Solidarität und Hilfe blieben weiterhin Prüfstein für das Verhalten gegenüber anderen Gruppen - sei es sozialer oder ethnischer Art. Und selbstverständlich ist das von den Nationalsozialisten betriebene "Othering", das rassische Ausgrenzen, insbesondere am Falle der Juden zu betrachten. Dass deren Möglichkeiten zum Tauschhandel, zur Arbeit und letztendlich zum Überleben geringer waren als die von Nichtjuden, ist hinlänglich bekannt. Dennoch sind die Fälle Lemberg und Wilna, die Natalia Aleksiun und Joachim Tauber betrachten, höchst instruktiv: Sie zeigen wie durch ein Brennglas, dass die verordnete Hierarchisierung stets die Juden am schlimmsten traf und ihnen am wenigsten Spielraum ließ; demgegenüber waren die durch die Deutschen ansonsten verursachten sozialen Verwerfungen zwar von großer Härte geprägt, aber in weiten Teilen doch innergesellschaftliche Aushandlungsprozesse.
Wie Ingrid de Zwarte für den niederländischen Hungerwinter 1944/45 belegt, mussten diese Entwicklungen nicht immer nur negative Konsequenzen haben: In Holland begann eine konzertierte zivilgesellschaftliche Initiative zur Kinderversorgung, die in den letzten Kriegswirren nicht mehr vom alten Kollaborationsregime und noch nicht vom neuen, freien Staat geleistet werden konnte. Derartige Hilfe, die nicht notwendigerweise Widerstand bedeutete, war so selten nicht (in Polen etwa die Rada Główna Opiekuńcza sowie für die jüdischen Ghettoinsassen die Yidishe Sotsyale Aleynhilf), findet in diesem Sammelband aber keinen weiteren Niederschlag.
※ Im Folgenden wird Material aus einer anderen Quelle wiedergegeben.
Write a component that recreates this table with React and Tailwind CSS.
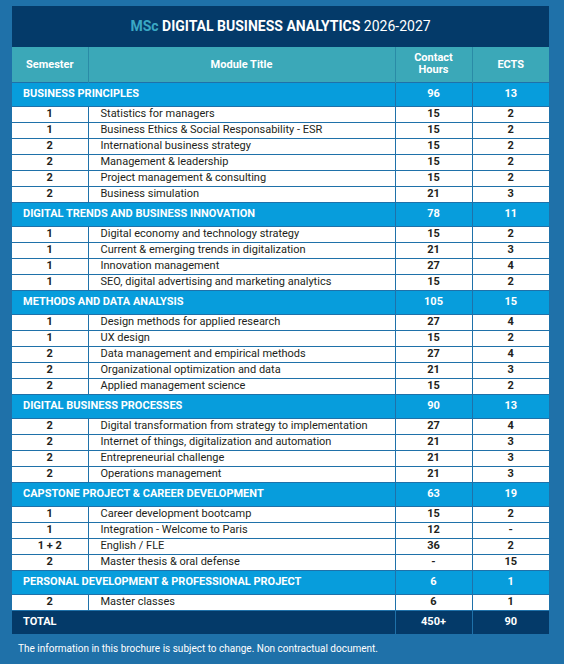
import React from 'react'

const sections = [
  {
    title: 'BUSINESS PRINCIPLES', hours: '96', ects: '13',
    rows: [
      ['1', 'Statistics for managers', '15', '2'],
      ['1', 'Business Ethics & Social Responsability - ESR', '15', '2'],
      ['2', 'International business strategy', '15', '2'],
      ['2', 'Management & leadership', '15', '2'],
      ['2', 'Project management & consulting', '15', '2'],
      ['2', 'Business simulation', '21', '3'],
    ],
  },
  {
    title: 'DIGITAL TRENDS AND BUSINESS INNOVATION', hours: '78', ects: '11',
    rows: [
      ['1', 'Digital economy and technology strategy', '15', '2'],
      ['1', 'Current & emerging trends in digitalization', '21', '3'],
      ['1', 'Innovation management', '27', '4'],
      ['1', 'SEO, digital advertising and marketing analytics', '15', '2'],
    ],
  },
  {
    title: 'METHODS AND DATA ANALYSIS', hours: '105', ects: '15',
    rows: [
      ['1', 'Design methods for applied research', '27', '4'],
      ['1', 'UX design', '15', '2'],
      ['2', 'Data management and empirical methods', '27', '4'],
      ['2', 'Organizational optimization and data', '21', '3'],
      ['2', 'Applied management science', '15', '2'],
    ],
  },
  {
    title: 'DIGITAL BUSINESS PROCESSES', hours: '90', ects: '13',
    rows: [
      ['2', 'Digital transformation from strategy to implementation', '27', '4'],
      ['2', 'Internet of things, digitalization and automation', '21', '3'],
      ['2', 'Entrepreneurial challenge', '21', '3'],
      ['2', 'Operations management', '21', '3'],
    ],
  },
  {
    title: 'CAPSTONE PROJECT & CAREER DEVELOPMENT', hours: '63', ects: '19',
    rows: [
      ['1', 'Career development bootcamp', '15', '2'],
      ['1', 'Integration - Welcome to Paris', '12', '-'],
      ['1 + 2', 'English / FLE', '36', '2'],
      ['2', 'Master thesis & oral defense', '-', '15'],
    ],
  },
  {
    title: 'PERSONAL DEVELOPMENT & PROFESSIONAL PROJECT', hours: '6', ects: '1',
    rows: [['2', 'Master classes', '6', '1']],
  },
]

export default function App() {
  return (
    <div
      className="w-[564px] h-[664px] bg-[#1f71a9] pt-[6px] pl-[12px] text-[11px]"
      style={{ fontFamily: 'Roboto, "Liberation Sans", sans-serif' }}
    >
      <table className="w-[537px] border-collapse table-fixed">
        <colgroup>
          <col className="w-[76px]" />
          <col className="w-[307px]" />
          <col className="w-[77px]" />
          <col className="w-[77px]" />
        </colgroup>
        <thead>
          <tr className="h-[41px] bg-[#043a69]">
            <th colSpan={4} className="text-center text-[14px] font-normal text-white">
              <span className="font-bold text-[#3aa8c4]">MSc</span>{' '}
              <span className="font-bold">DIGITAL BUSINESS ANALYTICS</span> 2026-2027
            </th>
          </tr>
          <tr className="h-[35px] bg-[#3ba8b8] text-white font-bold leading-[11px]">
            <th className="border-r border-[#2a8ba6]">Semester</th>
            <th className="border-r border-[#2a8ba6]">Module Title</th>
            <th className="border-r border-[#2a8ba6] leading-[12px]">Contact<br />Hours</th>
            <th>ECTS</th>
          </tr>
        </thead>
        <tbody>
          {sections.map((s) => (
            <React.Fragment key={s.title}>
              <tr className="h-[24px] bg-[#079ddc] text-white font-bold">
                <td colSpan={2} className="pl-[11px] border-y border-[#1f71a9]">{s.title}</td>
                <td className="text-center border border-[#1f71a9]">{s.hours}</td>
                <td className="text-center border-y border-[#1f71a9]">{s.ects}</td>
              </tr>
              {s.rows.map((r) => (
                <tr key={r[1]} className="h-[16px] bg-white text-[#231f20] leading-[14px]">
                  <td className="text-center font-bold border-r border-b border-[#1f71a9]">{r[0]}</td>
                  <td className="pl-[12px] border-r border-b border-[#1f71a9]">{r[1]}</td>
                  <td className="text-center font-bold border-r border-b border-[#1f71a9]">{r[2]}</td>
                  <td className="text-center font-bold border-b border-[#1f71a9]">{r[3]}</td>
                </tr>
              ))}
            </React.Fragment>
          ))}
          <tr className="h-[24px] bg-[#043a69] text-white font-bold">
            <td colSpan={2} className="pl-[11px]">TOTAL</td>
            <td className="text-center border-x border-[#1f71a9]">450+</td>
            <td className="text-center">90</td>
          </tr>
        </tbody>
      </table>
      <p className="mt-[7px] pl-[6px] text-[10px] text-white">
        The information in this brochure is subject to change. Non contractual document.
      </p>
    </div>
  )
}
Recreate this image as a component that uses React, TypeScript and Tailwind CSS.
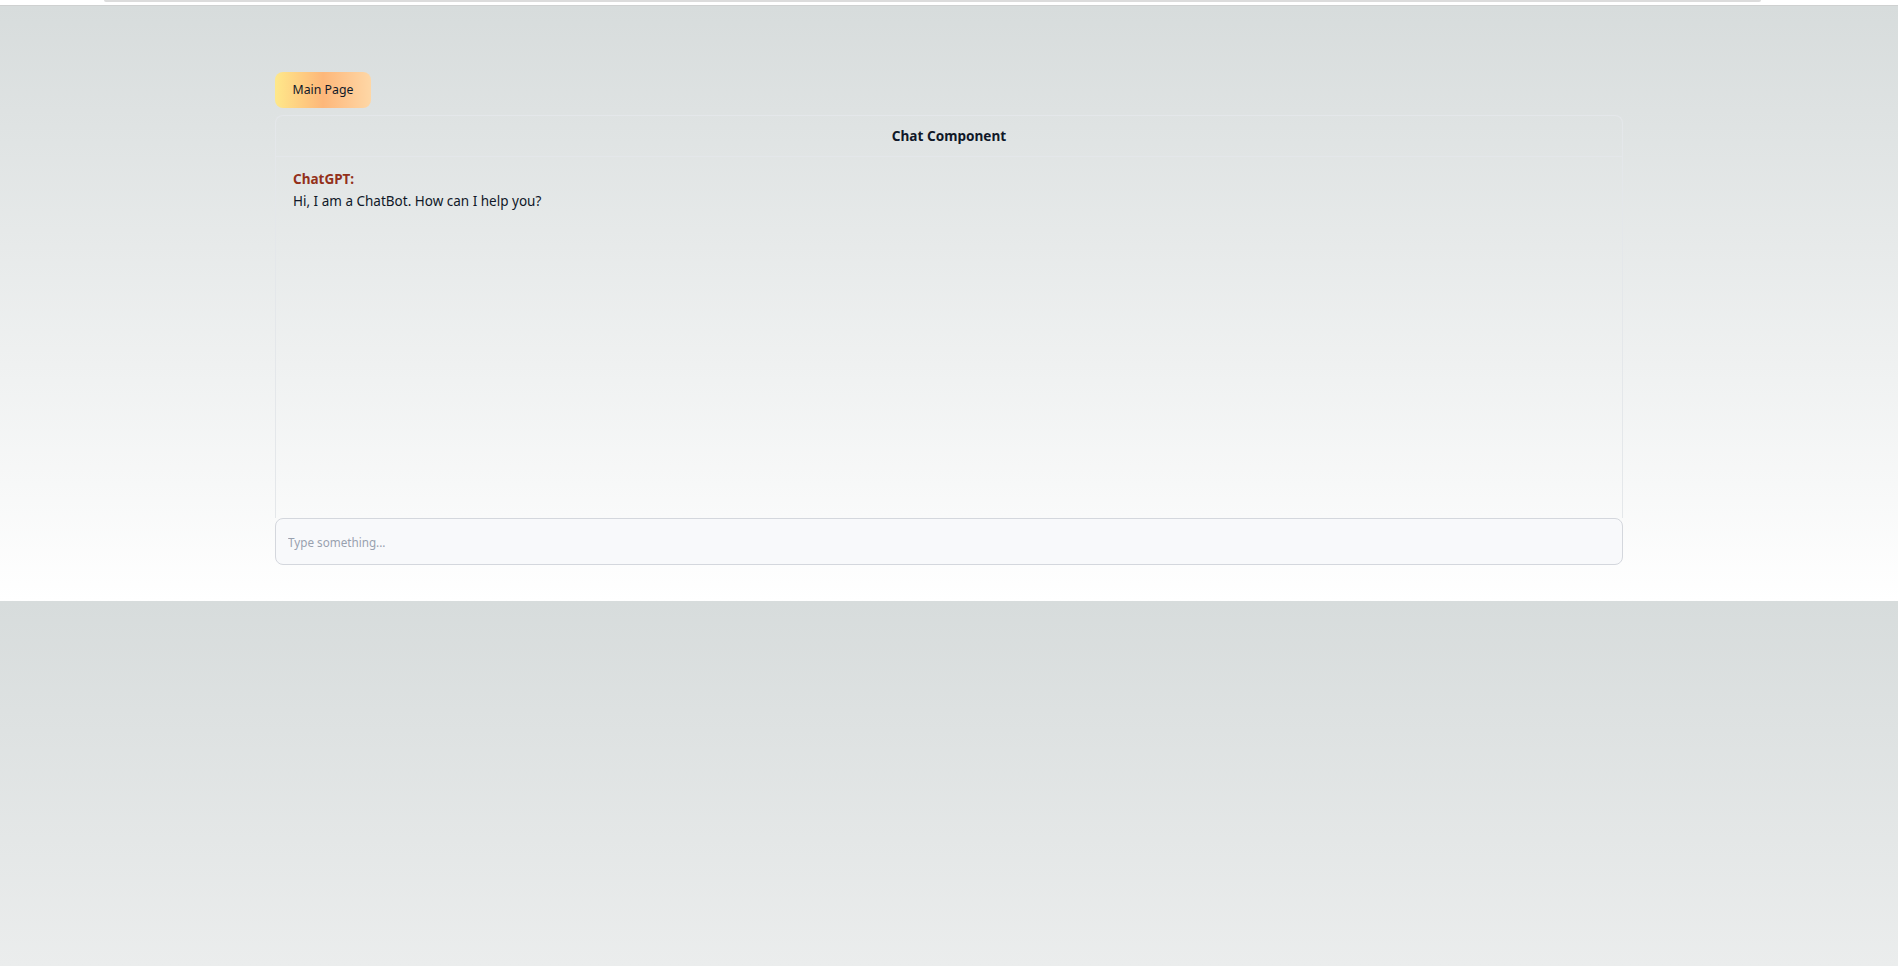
import { useState } from 'react';

// Single message shown when the chat first opens
const messages = [
  { id: 1, author: 'ChatGPT', text: 'Hi, I am a ChatBot. How can I help you?' },
];

export default function App() {
  const [draft, setDraft] = useState('');

  return (
    <div className="min-h-screen flex flex-col font-['Noto_Sans',sans-serif]">
      <div className="h-[6px] bg-white border-b border-[#cfd1d1]">
        <div className="ml-[104px] w-[1657px] h-[2px] bg-[#dcdcdc] rounded-b-sm" />
      </div>

      <section className="bg-gradient-to-b from-[#d7dcdc] to-[#ffffff] pt-[66px] pb-[36px]">
        <div className="mx-auto w-[1348px]">
          <button className="h-[36px] w-[96px] rounded-lg bg-gradient-to-r from-[#fee88a] via-[#fdb77a] to-[#fed7a6] text-[12.3px] text-gray-900">
            Main Page
          </button>

          <div className="mt-[7px] rounded-t-lg border border-b-0 border-[#e4e7ea]">
            <div className="h-[41px] flex items-center justify-center border-b border-[#e4e7ea] text-[13.6px] font-bold text-gray-900">
              Chat Component
            </div>
            <div className="h-[361px] px-[17px] pt-[11px] text-[13.5px] leading-[22px] text-gray-900">
              {messages.map((m) => (
                <div key={m.id}>
                  <div className="font-bold text-[#93301a]">{m.author}:</div>
                  <div>{m.text}</div>
                </div>
              ))}
            </div>
          </div>

          <div className="rounded-lg border border-[#d4d7dd] bg-[#f8f9fb]">
            <input
              value={draft}
              onChange={(e) => setDraft(e.target.value)}
              placeholder="Type something..."
              className="w-full h-[45px] bg-transparent px-3 text-[11.7px] text-gray-800 placeholder:text-gray-400 outline-none"
            />
          </div>
        </div>
      </section>

      <div className="flex-1 bg-gradient-to-b from-[#d7dcdc] to-[#ebeded]" />
    </div>
  );
}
In jeder Hinsicht war das Kriegsende viel weniger Zäsur als bis heute weithin angenommen. Die angedeuteten sozialen Verwerfungen erfordern deshalb übergreifenden Untersuchungen, wie sie Martin Broszat mit dem von ihm mit herausgegebenen Band "Von Stalingrad zur Währungsreform" (1988) angestoßen hat. Diese wegweisende Studie fand allerdings zu wenig Nachahmer, und auch der vorliegende Band beschränkt sich auf die Kriegszeit selbst und deutet deren Folgen nur vereinzelt an. Allerdings ist das eine ganz wesentliche Funktion von Sammelwerken: Zwischenbefunde zu bündeln, neue Forschungsfragen zu stellen und weitergehende Perspektiven zu eröffnen. Das gelingt ganz hervorragend, selbst wenn in dieser Hinsicht eine Zusammenfassung oder Übersicht über die Beiträge hilfreich gewesen wäre und das europäische Panorama einmal mehr nur in Form von - ganz ausgezeichneten - Fallstudien gezeigt wird.